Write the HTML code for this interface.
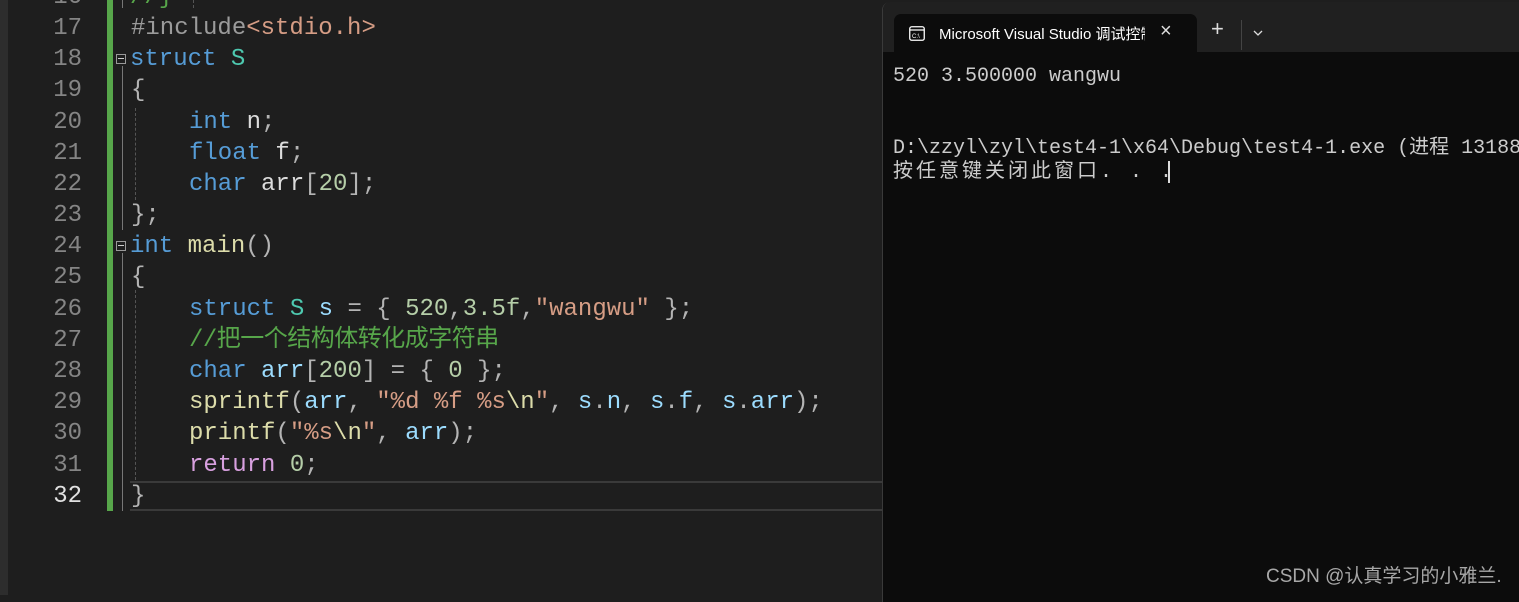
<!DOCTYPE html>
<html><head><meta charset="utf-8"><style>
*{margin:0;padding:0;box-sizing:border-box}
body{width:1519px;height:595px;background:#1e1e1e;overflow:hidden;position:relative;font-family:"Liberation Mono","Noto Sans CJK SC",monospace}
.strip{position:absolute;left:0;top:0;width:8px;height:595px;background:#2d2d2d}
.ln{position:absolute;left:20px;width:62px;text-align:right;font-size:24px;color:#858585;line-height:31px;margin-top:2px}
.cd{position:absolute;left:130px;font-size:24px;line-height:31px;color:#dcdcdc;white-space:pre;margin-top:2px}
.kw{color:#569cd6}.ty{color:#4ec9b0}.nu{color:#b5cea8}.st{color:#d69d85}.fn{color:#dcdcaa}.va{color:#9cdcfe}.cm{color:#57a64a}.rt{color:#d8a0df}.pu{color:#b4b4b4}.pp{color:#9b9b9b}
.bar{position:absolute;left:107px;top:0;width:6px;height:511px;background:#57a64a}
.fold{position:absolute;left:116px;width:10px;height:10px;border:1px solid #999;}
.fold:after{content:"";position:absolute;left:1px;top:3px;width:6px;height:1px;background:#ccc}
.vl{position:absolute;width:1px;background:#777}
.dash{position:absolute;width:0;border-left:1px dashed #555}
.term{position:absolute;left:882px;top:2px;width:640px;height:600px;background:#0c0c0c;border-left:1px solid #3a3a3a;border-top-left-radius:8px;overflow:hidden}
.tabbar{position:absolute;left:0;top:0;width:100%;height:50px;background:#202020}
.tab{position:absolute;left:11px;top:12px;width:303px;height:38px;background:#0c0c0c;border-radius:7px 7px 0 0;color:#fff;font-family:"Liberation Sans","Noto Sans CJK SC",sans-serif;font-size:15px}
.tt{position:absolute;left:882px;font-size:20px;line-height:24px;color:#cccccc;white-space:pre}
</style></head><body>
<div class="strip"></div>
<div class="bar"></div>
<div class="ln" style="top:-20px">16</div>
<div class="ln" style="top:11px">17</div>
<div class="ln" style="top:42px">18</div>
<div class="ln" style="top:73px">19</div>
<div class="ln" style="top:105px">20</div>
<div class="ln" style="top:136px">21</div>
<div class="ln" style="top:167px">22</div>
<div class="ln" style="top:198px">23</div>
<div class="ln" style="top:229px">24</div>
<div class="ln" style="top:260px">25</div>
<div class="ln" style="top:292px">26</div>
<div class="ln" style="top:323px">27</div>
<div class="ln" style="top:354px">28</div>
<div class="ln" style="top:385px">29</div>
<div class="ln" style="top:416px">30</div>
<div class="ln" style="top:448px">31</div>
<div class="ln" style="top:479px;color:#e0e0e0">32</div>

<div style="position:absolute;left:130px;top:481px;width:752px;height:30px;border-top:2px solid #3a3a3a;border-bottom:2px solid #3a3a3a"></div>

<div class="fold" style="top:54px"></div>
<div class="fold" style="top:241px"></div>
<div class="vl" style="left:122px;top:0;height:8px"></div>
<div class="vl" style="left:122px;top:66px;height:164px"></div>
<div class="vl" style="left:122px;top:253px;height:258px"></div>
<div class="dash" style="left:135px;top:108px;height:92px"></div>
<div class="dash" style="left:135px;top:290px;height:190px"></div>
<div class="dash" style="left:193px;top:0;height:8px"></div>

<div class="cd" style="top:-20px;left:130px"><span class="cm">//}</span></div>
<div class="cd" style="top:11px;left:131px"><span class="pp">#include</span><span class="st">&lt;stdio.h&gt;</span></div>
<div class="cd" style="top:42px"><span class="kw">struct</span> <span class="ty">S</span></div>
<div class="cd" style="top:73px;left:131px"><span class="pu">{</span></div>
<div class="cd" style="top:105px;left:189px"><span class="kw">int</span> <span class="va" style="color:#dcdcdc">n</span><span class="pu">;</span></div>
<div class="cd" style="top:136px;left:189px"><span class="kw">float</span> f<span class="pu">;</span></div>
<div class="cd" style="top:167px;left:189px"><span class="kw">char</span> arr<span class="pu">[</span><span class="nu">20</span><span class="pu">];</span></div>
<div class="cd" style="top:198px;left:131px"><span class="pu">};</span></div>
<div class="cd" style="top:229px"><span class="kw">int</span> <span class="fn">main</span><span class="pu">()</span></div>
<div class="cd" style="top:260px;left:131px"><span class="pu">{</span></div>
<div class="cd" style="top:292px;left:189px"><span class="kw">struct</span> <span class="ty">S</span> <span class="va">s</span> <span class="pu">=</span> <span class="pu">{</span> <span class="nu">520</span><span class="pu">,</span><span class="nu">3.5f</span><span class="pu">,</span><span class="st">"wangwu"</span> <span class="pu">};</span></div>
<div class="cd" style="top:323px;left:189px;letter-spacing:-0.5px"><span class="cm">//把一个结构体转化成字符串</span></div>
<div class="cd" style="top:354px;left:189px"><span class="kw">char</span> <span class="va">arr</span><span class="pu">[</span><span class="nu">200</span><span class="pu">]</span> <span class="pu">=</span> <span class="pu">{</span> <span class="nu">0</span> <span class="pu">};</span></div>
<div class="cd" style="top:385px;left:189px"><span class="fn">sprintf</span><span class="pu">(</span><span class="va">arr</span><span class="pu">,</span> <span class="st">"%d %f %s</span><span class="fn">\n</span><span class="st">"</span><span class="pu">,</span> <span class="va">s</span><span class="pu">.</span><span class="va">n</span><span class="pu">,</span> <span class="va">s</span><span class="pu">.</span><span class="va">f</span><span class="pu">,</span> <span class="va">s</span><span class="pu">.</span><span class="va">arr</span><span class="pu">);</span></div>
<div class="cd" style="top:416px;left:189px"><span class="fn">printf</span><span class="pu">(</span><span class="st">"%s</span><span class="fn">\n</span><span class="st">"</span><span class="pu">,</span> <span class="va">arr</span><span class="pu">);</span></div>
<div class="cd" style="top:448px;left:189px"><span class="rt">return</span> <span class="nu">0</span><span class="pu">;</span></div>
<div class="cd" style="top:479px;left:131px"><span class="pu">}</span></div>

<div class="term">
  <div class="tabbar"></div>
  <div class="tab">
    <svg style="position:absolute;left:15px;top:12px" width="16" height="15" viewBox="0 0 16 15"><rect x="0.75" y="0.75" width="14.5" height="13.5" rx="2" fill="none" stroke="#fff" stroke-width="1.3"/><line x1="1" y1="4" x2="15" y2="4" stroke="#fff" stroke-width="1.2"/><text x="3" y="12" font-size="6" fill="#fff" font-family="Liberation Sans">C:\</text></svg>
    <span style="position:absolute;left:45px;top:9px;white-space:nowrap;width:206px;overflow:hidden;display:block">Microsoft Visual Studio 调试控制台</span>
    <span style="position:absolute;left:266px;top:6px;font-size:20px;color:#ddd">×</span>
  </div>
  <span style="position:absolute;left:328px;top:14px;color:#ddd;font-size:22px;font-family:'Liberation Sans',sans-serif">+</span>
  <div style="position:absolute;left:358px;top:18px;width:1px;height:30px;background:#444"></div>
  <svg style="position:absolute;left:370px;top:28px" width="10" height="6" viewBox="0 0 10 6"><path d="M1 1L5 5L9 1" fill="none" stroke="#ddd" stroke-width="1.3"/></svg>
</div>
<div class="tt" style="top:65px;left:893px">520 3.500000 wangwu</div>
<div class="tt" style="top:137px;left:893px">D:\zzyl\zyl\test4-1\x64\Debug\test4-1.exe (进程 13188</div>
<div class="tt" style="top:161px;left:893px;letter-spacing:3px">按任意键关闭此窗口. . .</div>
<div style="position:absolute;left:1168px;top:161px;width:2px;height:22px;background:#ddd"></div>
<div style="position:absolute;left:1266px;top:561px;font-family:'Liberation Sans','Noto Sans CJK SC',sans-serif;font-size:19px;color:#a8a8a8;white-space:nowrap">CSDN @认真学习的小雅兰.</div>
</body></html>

▶ _Given instruction_: Transcribe the preceding listing in its entirety and with exact wording, leaving out pictures.

▶ _Finished answer_:
Write the HTML code for this interface.
<!DOCTYPE html>
<html><head><meta charset="utf-8"><style>
*{margin:0;padding:0;box-sizing:border-box}
body{width:1519px;height:595px;background:#1e1e1e;overflow:hidden;position:relative;font-family:"Liberation Mono","Noto Sans CJK SC",monospace}
.strip{position:absolute;left:0;top:0;width:8px;height:595px;background:#2d2d2d}
.ln{position:absolute;left:20px;width:62px;text-align:right;font-size:24px;color:#858585;line-height:31px;margin-top:2px}
.cd{position:absolute;left:130px;font-size:24px;line-height:31px;color:#dcdcdc;white-space:pre;margin-top:2px}
.kw{color:#569cd6}.ty{color:#4ec9b0}.nu{color:#b5cea8}.st{color:#d69d85}.fn{color:#dcdcaa}.va{color:#9cdcfe}.cm{color:#57a64a}.rt{color:#d8a0df}.pu{color:#b4b4b4}.pp{color:#9b9b9b}
.bar{position:absolute;left:107px;top:0;width:6px;height:511px;background:#57a64a}
.fold{position:absolute;left:116px;width:10px;height:10px;border:1px solid #999;}
.fold:after{content:"";position:absolute;left:1px;top:3px;width:6px;height:1px;background:#ccc}
.vl{position:absolute;width:1px;background:#777}
.dash{position:absolute;width:0;border-left:1px dashed #555}
.term{position:absolute;left:882px;top:2px;width:640px;height:600px;background:#0c0c0c;border-left:1px solid #3a3a3a;border-top-left-radius:8px;overflow:hidden}
.tabbar{position:absolute;left:0;top:0;width:100%;height:50px;background:#202020}
.tab{position:absolute;left:11px;top:12px;width:303px;height:38px;background:#0c0c0c;border-radius:7px 7px 0 0;color:#fff;font-family:"Liberation Sans","Noto Sans CJK SC",sans-serif;font-size:15px}
.tt{position:absolute;left:882px;font-size:20px;line-height:24px;color:#cccccc;white-space:pre}
</style></head><body>
<div class="strip"></div>
<div class="bar"></div>
<div class="ln" style="top:-20px">16</div>
<div class="ln" style="top:11px">17</div>
<div class="ln" style="top:42px">18</div>
<div class="ln" style="top:73px">19</div>
<div class="ln" style="top:105px">20</div>
<div class="ln" style="top:136px">21</div>
<div class="ln" style="top:167px">22</div>
<div class="ln" style="top:198px">23</div>
<div class="ln" style="top:229px">24</div>
<div class="ln" style="top:260px">25</div>
<div class="ln" style="top:292px">26</div>
<div class="ln" style="top:323px">27</div>
<div class="ln" style="top:354px">28</div>
<div class="ln" style="top:385px">29</div>
<div class="ln" style="top:416px">30</div>
<div class="ln" style="top:448px">31</div>
<div class="ln" style="top:479px;color:#e0e0e0">32</div>

<div style="position:absolute;left:130px;top:481px;width:752px;height:30px;border-top:2px solid #3a3a3a;border-bottom:2px solid #3a3a3a"></div>

<div class="fold" style="top:54px"></div>
<div class="fold" style="top:241px"></div>
<div class="vl" style="left:122px;top:0;height:8px"></div>
<div class="vl" style="left:122px;top:66px;height:164px"></div>
<div class="vl" style="left:122px;top:253px;height:258px"></div>
<div class="dash" style="left:135px;top:108px;height:92px"></div>
<div class="dash" style="left:135px;top:290px;height:190px"></div>
<div class="dash" style="left:193px;top:0;height:8px"></div>

<div class="cd" style="top:-20px;left:130px"><span class="cm">//}</span></div>
<div class="cd" style="top:11px;left:131px"><span class="pp">#include</span><span class="st">&lt;stdio.h&gt;</span></div>
<div class="cd" style="top:42px"><span class="kw">struct</span> <span class="ty">S</span></div>
<div class="cd" style="top:73px;left:131px"><span class="pu">{</span></div>
<div class="cd" style="top:105px;left:189px"><span class="kw">int</span> <span class="va" style="color:#dcdcdc">n</span><span class="pu">;</span></div>
<div class="cd" style="top:136px;left:189px"><span class="kw">float</span> f<span class="pu">;</span></div>
<div class="cd" style="top:167px;left:189px"><span class="kw">char</span> arr<span class="pu">[</span><span class="nu">20</span><span class="pu">];</span></div>
<div class="cd" style="top:198px;left:131px"><span class="pu">};</span></div>
<div class="cd" style="top:229px"><span class="kw">int</span> <span class="fn">main</span><span class="pu">()</span></div>
<div class="cd" style="top:260px;left:131px"><span class="pu">{</span></div>
<div class="cd" style="top:292px;left:189px"><span class="kw">struct</span> <span class="ty">S</span> <span class="va">s</span> <span class="pu">=</span> <span class="pu">{</span> <span class="nu">520</span><span class="pu">,</span><span class="nu">3.5f</span><span class="pu">,</span><span class="st">"wangwu"</span> <span class="pu">};</span></div>
<div class="cd" style="top:323px;left:189px;letter-spacing:-0.5px"><span class="cm">//把一个结构体转化成字符串</span></div>
<div class="cd" style="top:354px;left:189px"><span class="kw">char</span> <span class="va">arr</span><span class="pu">[</span><span class="nu">200</span><span class="pu">]</span> <span class="pu">=</span> <span class="pu">{</span> <span class="nu">0</span> <span class="pu">};</span></div>
<div class="cd" style="top:385px;left:189px"><span class="fn">sprintf</span><span class="pu">(</span><span class="va">arr</span><span class="pu">,</span> <span class="st">"%d %f %s</span><span class="fn">\n</span><span class="st">"</span><span class="pu">,</span> <span class="va">s</span><span class="pu">.</span><span class="va">n</span><span class="pu">,</span> <span class="va">s</span><span class="pu">.</span><span class="va">f</span><span class="pu">,</span> <span class="va">s</span><span class="pu">.</span><span class="va">arr</span><span class="pu">);</span></div>
<div class="cd" style="top:416px;left:189px"><span class="fn">printf</span><span class="pu">(</span><span class="st">"%s</span><span class="fn">\n</span><span class="st">"</span><span class="pu">,</span> <span class="va">arr</span><span class="pu">);</span></div>
<div class="cd" style="top:448px;left:189px"><span class="rt">return</span> <span class="nu">0</span><span class="pu">;</span></div>
<div class="cd" style="top:479px;left:131px"><span class="pu">}</span></div>

<div class="term">
  <div class="tabbar"></div>
  <div class="tab">
    <svg style="position:absolute;left:15px;top:12px" width="16" height="15" viewBox="0 0 16 15"><rect x="0.75" y="0.75" width="14.5" height="13.5" rx="2" fill="none" stroke="#fff" stroke-width="1.3"/><line x1="1" y1="4" x2="15" y2="4" stroke="#fff" stroke-width="1.2"/><text x="3" y="12" font-size="6" fill="#fff" font-family="Liberation Sans">C:\</text></svg>
    <span style="position:absolute;left:45px;top:9px;white-space:nowrap;width:206px;overflow:hidden;display:block">Microsoft Visual Studio 调试控制台</span>
    <span style="position:absolute;left:266px;top:6px;font-size:20px;color:#ddd">×</span>
  </div>
  <span style="position:absolute;left:328px;top:14px;color:#ddd;font-size:22px;font-family:'Liberation Sans',sans-serif">+</span>
  <div style="position:absolute;left:358px;top:18px;width:1px;height:30px;background:#444"></div>
  <svg style="position:absolute;left:370px;top:28px" width="10" height="6" viewBox="0 0 10 6"><path d="M1 1L5 5L9 1" fill="none" stroke="#ddd" stroke-width="1.3"/></svg>
</div>
<div class="tt" style="top:65px;left:893px">520 3.500000 wangwu</div>
<div class="tt" style="top:137px;left:893px">D:\zzyl\zyl\test4-1\x64\Debug\test4-1.exe (进程 13188</div>
<div class="tt" style="top:161px;left:893px;letter-spacing:3px">按任意键关闭此窗口. . .</div>
<div style="position:absolute;left:1168px;top:161px;width:2px;height:22px;background:#ddd"></div>
<div style="position:absolute;left:1266px;top:561px;font-family:'Liberation Sans','Noto Sans CJK SC',sans-serif;font-size:19px;color:#a8a8a8;white-space:nowrap">CSDN @认真学习的小雅兰.</div>
</body></html>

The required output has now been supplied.